- [Goal]
Copy every line with the string "styles" in it.

··· Data extract ···

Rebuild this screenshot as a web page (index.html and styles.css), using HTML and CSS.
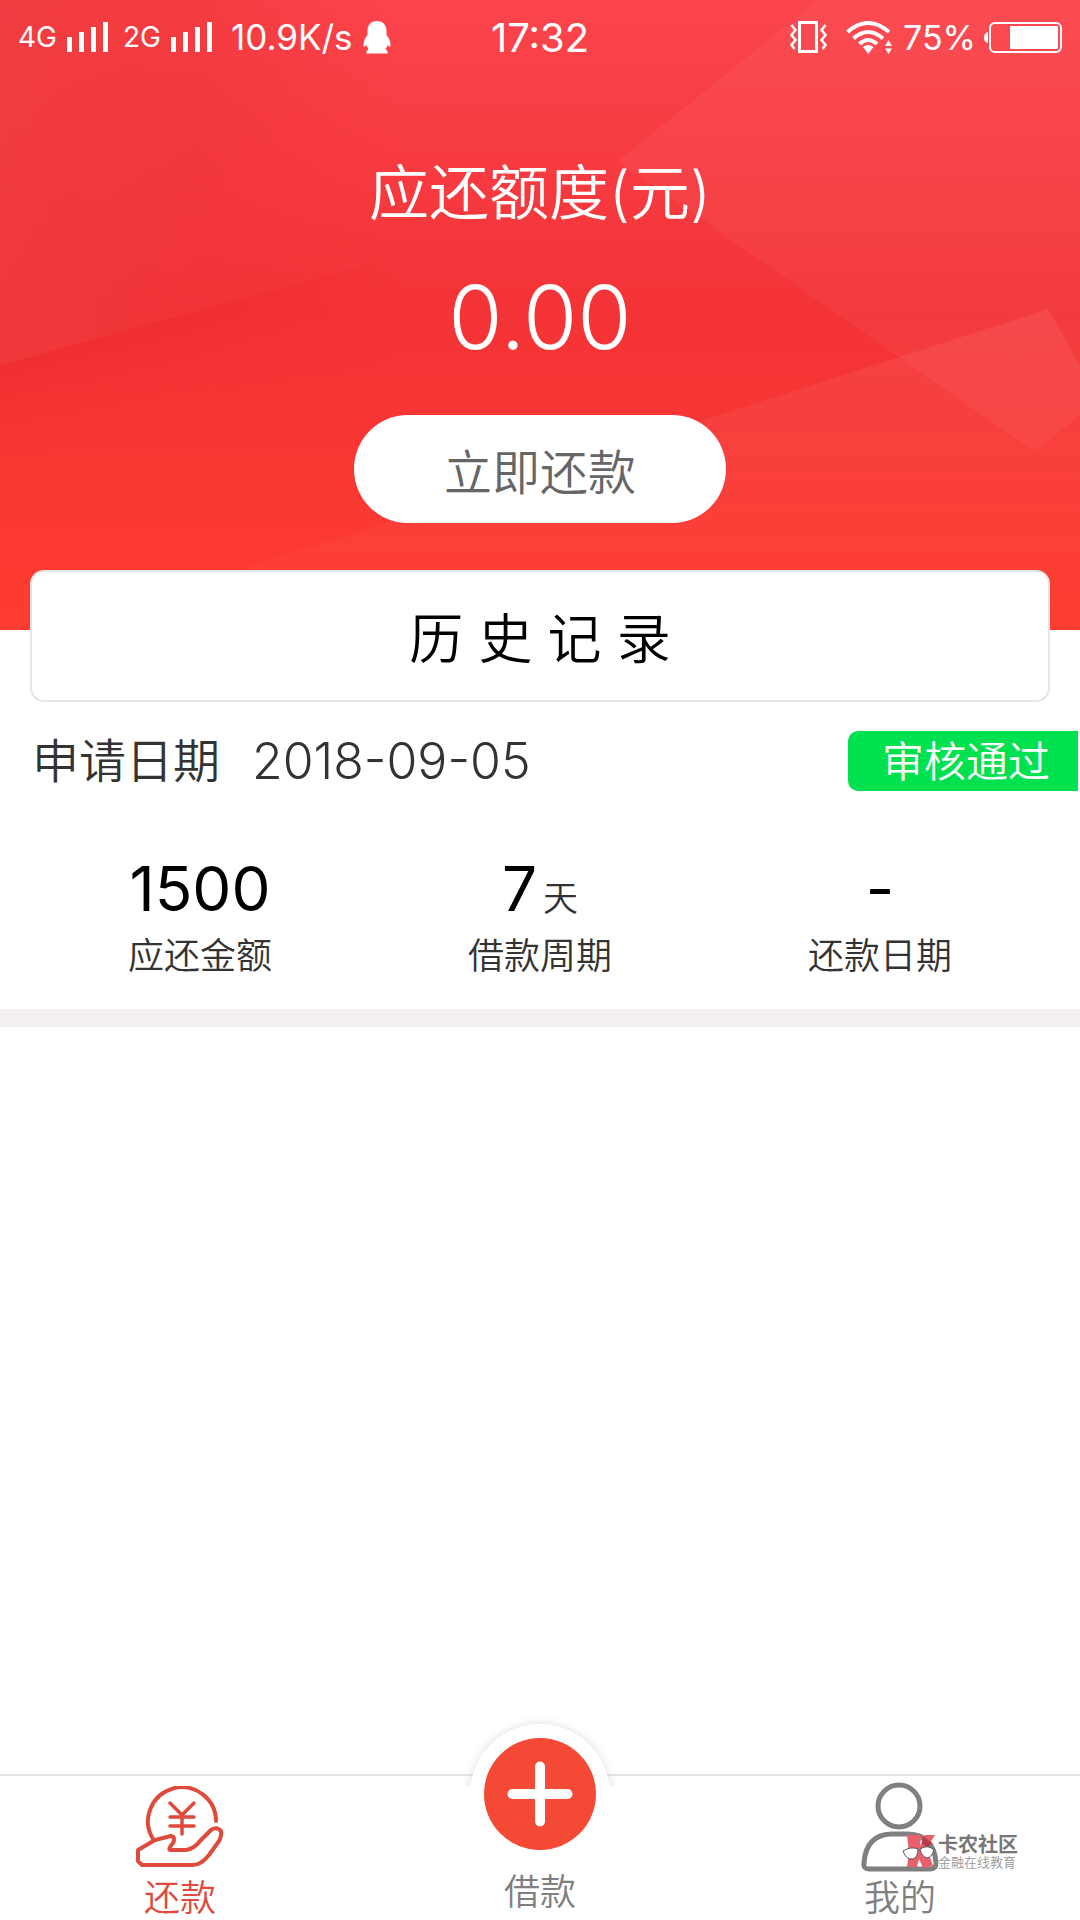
FILE: index.html
```html
<!DOCTYPE html>
<html lang="zh-CN">
<head>
  <meta charset="UTF-8">
  <meta name="viewport" content="width=device-width, initial-scale=1">
  <title>还款</title>
  <link rel="stylesheet" href="styles.css">
</head>
<body>

  <header class="hero">
    <svg class="hero-bg" viewBox="0 0 1080 630" preserveAspectRatio="none" aria-hidden="true">
      <defs>
        <linearGradient id="base" x1="0" y1="0" x2="0" y2="1">
          <stop offset="0" stop-color="#fb444c"/>
          <stop offset="0.5" stop-color="#f33336"/>
          <stop offset="1" stop-color="#ff3c30"/>
        </linearGradient>
        <linearGradient id="left" x1="0" y1="0" x2="1" y2="0">
          <stop offset="0" stop-color="#ee3b3e" stop-opacity="0.7"/>
          <stop offset="0.5" stop-color="#ee3436" stop-opacity="0.5"/>
          <stop offset="1" stop-color="#f33336" stop-opacity="0"/>
        </linearGradient>
        <linearGradient id="fold" gradientUnits="userSpaceOnUse" x1="180" y1="312" x2="206" y2="410">
          <stop offset="0" stop-color="#ec2a2b" stop-opacity="0.6"/>
          <stop offset="1" stop-color="#f33336" stop-opacity="0"/>
        </linearGradient>
        <linearGradient id="fade" x1="0" y1="0" x2="1" y2="0">
          <stop offset="0" stop-color="#fff"/>
          <stop offset="0.5" stop-color="#fff"/>
          <stop offset="1" stop-color="#000"/>
        </linearGradient>
        <mask id="foldMask" maskUnits="userSpaceOnUse" x="0" y="0" width="420" height="630">
          <rect width="400" height="630" fill="url(#fade)"/>
        </mask>
        <linearGradient id="shine" x1="0" y1="0" x2="0" y2="1">
          <stop offset="0" stop-color="#fff" stop-opacity="0.04"/>
          <stop offset="1" stop-color="#fff" stop-opacity="0.04"/>
        </linearGradient>
        <linearGradient id="glow" x1="0" y1="0" x2="0" y2="1">
          <stop offset="0" stop-color="#fff" stop-opacity="0.07"/>
          <stop offset="1" stop-color="#fff" stop-opacity="0.01"/>
        </linearGradient>
      </defs>
      <rect width="1080" height="630" fill="url(#base)"/>
      <path d="M0 0H400V256L0 365Z" fill="url(#left)"/>
      <path d="M0 365L400 256V500H0Z" fill="url(#fold)" mask="url(#foldMask)"/>
      <path d="M818 0L618 161L1035 452L1080 415V0Z" fill="url(#shine)"/>
      <path d="M60 630L240 570L1048 309L1080 365V630Z" fill="url(#glow)"/>
    </svg>

    <!-- 状态栏 -->
    <div class="status-bar">
      <div class="status-left">
        <span class="net">4G</span>
        <svg class="signal" width="42" height="30" viewBox="0 0 42 30" fill="#fff"><path d="M0 15h5v15H0zM12 10h5v20h-5zM24 5h5v25h-5zM36 0h5v30h-5z"/></svg>
        <span class="net">2G</span>
        <svg class="signal" width="42" height="30" viewBox="0 0 42 30" fill="#fff"><path d="M0 15h5v15H0zM12 10h5v20h-5zM24 5h5v25h-5zM36 0h5v30h-5z"/></svg>
        <span class="speed">10.9K/s</span>
        <svg class="qq" width="28" height="33" viewBox="0 0 28 33" fill="#fff"><path d="M14 0C8 0 4.500 4 4.500 10v4C2 17 .5 20 .5 24c0 2 1 2.500 3 0 .4 1.500 1 3 2 4.500C3.500 29.500 3 31 3.500 32.500h21c.5-1.500 0-3-2-4 1-1.500 1.600-3 2-4.500 2 2.500 3 2 3 0 0-4-1.500-7-4-10v-4C23.500 4 20 0 14 0z"/></svg>
      </div>
      <span class="clock">17:32</span>
      <div class="status-right">
        <svg class="vibrate" width="38" height="32" viewBox="0 0 38 32" fill="none" stroke="#fff"><rect x="9.500" y="1.500" width="17" height="29" stroke-width="3"/><path d="M1.500 4l4 5-4 5 4 5-4 5 3 4M35.500 4l-4 5 4 5-4 5 4 5-3 4" stroke-width="2.500"/></svg>
        <svg class="wifi" width="47" height="33" viewBox="0 0 47 33"><g fill="none" stroke="#fff" stroke-width="4"><path d="M1.500 11Q22 -7 43 11"/><path d="M7.500 17.500Q22 4.500 37 17.500"/><path d="M13.500 23Q22 15 31 23"/></g><path d="M17 26q5-4 10.500 0L22.200 33zM39 25l3.500-6 3.500 6zM39 27.500h7L42.500 33z" fill="#fff"/></svg>
        <span class="percent">75%</span>
        <svg class="battery" width="78" height="31" viewBox="0 0 78 31"><path d="M4 10v11Q0 20 0 15.500T4 10z" fill="#fff"/><rect x="6" y="1" width="71" height="29" rx="5" fill="none" stroke="#fff" stroke-width="2"/><rect x="26" y="4" width="48" height="23" rx="1" fill="#fff"/></svg>
      </div>
    </div>

    <div class="amount">
      <h1 class="amount-title">应还额度(元)</h1>
      <p class="amount-value">0.00</p>
      <button type="button" class="pay-button">立即还款</button>
    </div>
  </header>

  <main>
    <h2 class="history-title">历 史 记 录</h2>

    <section class="record">
      <div class="record-head">
        <span class="record-name">申请日期</span>
        <time class="record-date" datetime="2018-09-05">2018-09-05</time>
        <span class="record-state">审核通过</span>
      </div>
      <div class="record-stats">
        <div class="stat">
          <p class="stat-value">1500</p>
          <p class="stat-label">应还金额</p>
        </div>
        <div class="stat">
          <p class="stat-value">7<span class="stat-unit">天</span></p>
          <p class="stat-label">借款周期</p>
        </div>
        <div class="stat">
          <p class="stat-value">-</p>
          <p class="stat-label">还款日期</p>
        </div>
      </div>
    </section>
  </main>

  <!-- 底部导航 -->
  <nav class="tab-bar">
    <a class="tab active" href="#">
      <svg class="tab-icon" width="90" height="86" viewBox="0 0 90 86" fill="none" stroke="currentColor" stroke-width="4" stroke-linecap="round" stroke-linejoin="round">
        <path d="M18 53A34 34 0 1 1 81 35"/>
        <path d="M35 17l12 12 12-12M47 29v19M35 31h24M35 40h24" stroke-width="3.500"/>
        <path d="M3 64L20 54L36 50Q41 51 38 57Q33 63 35 64H51Q59 63 65 55L76 44Q82 40 86 45Q87 49 84 55L74 69Q66 79 58 79H7L3 75Z"/>
      </svg>
      <span>还款</span>
    </a>
    <a class="tab tab-main" href="#">
      <span class="plus-arc"></span>
      <svg class="plus" width="112" height="112" viewBox="0 0 112 112"><circle cx="56" cy="56" r="56" fill="#f34935"/><path d="M56 28.500v55M28.500 56h55" stroke="#fff" stroke-width="10" stroke-linecap="round"/></svg>
      <span>借款</span>
    </a>
    <a class="tab" href="#">
      <svg class="tab-icon" width="78" height="90" viewBox="0 0 78 90" fill="none" stroke="currentColor" stroke-width="5">
        <circle cx="38" cy="24" r="21"/>
        <path d="M30 52H47Q73 53 75 81Q75 87 69 87H8Q2 87 3 81Q5 53 30 52Z"/>
      </svg>
      <span>我的</span>
    </a>
    <div class="brand">
      <svg width="36" height="36" viewBox="0 0 36 36"><path d="M5 1h14l-1 11 5-11h10l-8 13 6 18-10 2-4-9-2 8H5l2-14z" fill="#e8606c"/><path d="M21 2l9 7-5 5-5-5z" fill="#b83a46"/><path d="M1 17q8-5 15-2 0 8-5 10-7 1-10-8zM18 15q8-5 14 1-2 7-7 8-6-2-7-9z" fill="#fff" stroke="#555" stroke-width="1"/></svg>
      <div>
        <p class="brand-name">卡农社区</p>
        <p class="brand-sub">金融在线教育</p>
      </div>
    </div>
  </nav>

</body>
</html>
```
FILE: styles.css
```css
* {
  box-sizing: border-box;
}

body {
  margin: 0;
  min-height: 100vh;
  display: flex;
  flex-direction: column;
  background: #fff;
  color: #333;
  font-family: Inter, "Noto Sans CJK SC", sans-serif;
  font-weight: 350;
}

h1, h2, p {
  margin: 0;
  font-weight: 350;
}

svg {
  display: block;
  flex-shrink: 0;
}

/* header */
.hero {
  position: relative;
  height: 630px;
  color: #fff;
}

.hero-bg {
  position: absolute;
  top: 0;
  left: 0;
  width: 100%;
  height: 100%;
  z-index: -1;
}

.status-bar {
  display: grid;
  grid-template-columns: 1fr auto 1fr;
  align-items: center;
  height: 74px;
  padding: 0 18px;
  font-weight: 400;
}

.status-left,
.status-right {
  display: flex;
  align-items: center;
}

.status-right {
  justify-content: flex-end;
}

.net {
  font-size: 28px;
}

.signal {
  margin: 0 14px 0 10px;
}

.speed {
  margin-left: 4px;
  font-size: 35px;
}

.percent {
  font-size: 34px;
}

.qq {
  margin-left: 10px;
}

.clock {
  font-size: 40px;
}

.wifi {
  margin: 0 10px 0 18px;
}

.battery {
  margin-left: 8px;
}

.amount {
  display: flex;
  flex-direction: column;
  align-items: center;
  padding-top: 75px;
}

.amount-title {
  font-size: 60px;
  line-height: 88px;
}

.amount-value {
  margin: 24px 0 42px;
  font-size: 88px;
  line-height: 112px;
}

.pay-button {
  width: 372px;
  height: 108px;
  padding: 0;
  border: none;
  border-radius: 54px;
  background: #fff;
  color: #666;
  font-family: inherit;
  font-size: 48px;
  font-weight: 350;
}

/* history */
.history-title {
  position: relative;
  margin: -60px 30px 0;
  padding-top: 8px;
  border: 2px solid #e5e5e5;
  border-radius: 14px;
  background: #fff;
  color: #000;
  font-size: 54px;
  line-height: 120px;
  text-align: center;
}

.record {
  border-bottom: 18px solid #f3f0ef;
}

.record-head {
  display: flex;
  align-items: center;
  height: 60px;
  margin-top: 29px;
  padding: 0 2px 0 32px;
}

.record-name {
  font-size: 47px;
  line-height: 54px;
}

.record-date {
  margin-left: 32px;
  font-size: 50px;
}

.record-state {
  margin-left: auto;
  padding: 2px 28px 0 34px;
  border-radius: 10px 0 0 10px;
  background: #00e150;
  color: #fff;
  font-size: 42px;
  line-height: 58px;
}

.record-stats {
  display: grid;
  grid-template-columns: repeat(3, 1fr);
  padding: 60px 30px 24px;
  text-align: center;
}

.stat-value {
  color: #000;
  font-size: 62px;
  font-weight: 400;
  line-height: 76px;
}

.stat-unit {
  margin-left: 6px;
  color: #333;
  font-size: 35px;
  font-weight: 350;
  line-height: 36px;
}

.stat-label {
  font-size: 36px;
  line-height: 58px;
}

/* tab bar */
.tab-bar {
  position: relative;
  display: grid;
  grid-template-rows: 100%;
  grid-template-columns: repeat(3, 1fr);
  height: 146px;
  margin-top: auto;
  border-top: 2px solid #e5e5e5;
}

.tab {
  display: flex;
  flex-direction: column;
  align-items: center;
  justify-content: flex-end;
  color: #808080;
  font-size: 36px;
  line-height: 44px;
  text-decoration: none;
}

.tab.active {
  color: #e04a3c;
}

.tab-icon {
  margin-bottom: 4px;
}

.tab-main {
  position: relative;
  padding-bottom: 6px;
}

.plus {
  position: relative;
  margin-bottom: 20px;
}

/* raised white ring behind the plus button */
.plus-arc {
  position: absolute;
  top: -60px;
  left: 50%;
  width: 160px;
  height: 70px;
  margin-left: -80px;
  overflow: hidden;
}

.plus-arc::before {
  content: "";
  position: absolute;
  top: 8px;
  left: 10px;
  width: 140px;
  height: 140px;
  border-radius: 50%;
  background: #fff;
  box-shadow: 0 0 10px rgba(0, 0, 0, 0.14);
}

.brand {
  position: absolute;
  right: 62px;
  bottom: 50px;
  display: flex;
  align-items: center;
  color: #777;
}

.brand-name {
  font-size: 20px;
  font-weight: 700;
  line-height: 20px;
}

.brand-sub {
  color: #999;
  font-size: 13px;
  line-height: 14px;
}
```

···

- [Exercise response]
Rebuild this screenshot as a web page (index.html and styles.css), using HTML and CSS.
  <link rel="stylesheet" href="styles.css">
FILE: styles.css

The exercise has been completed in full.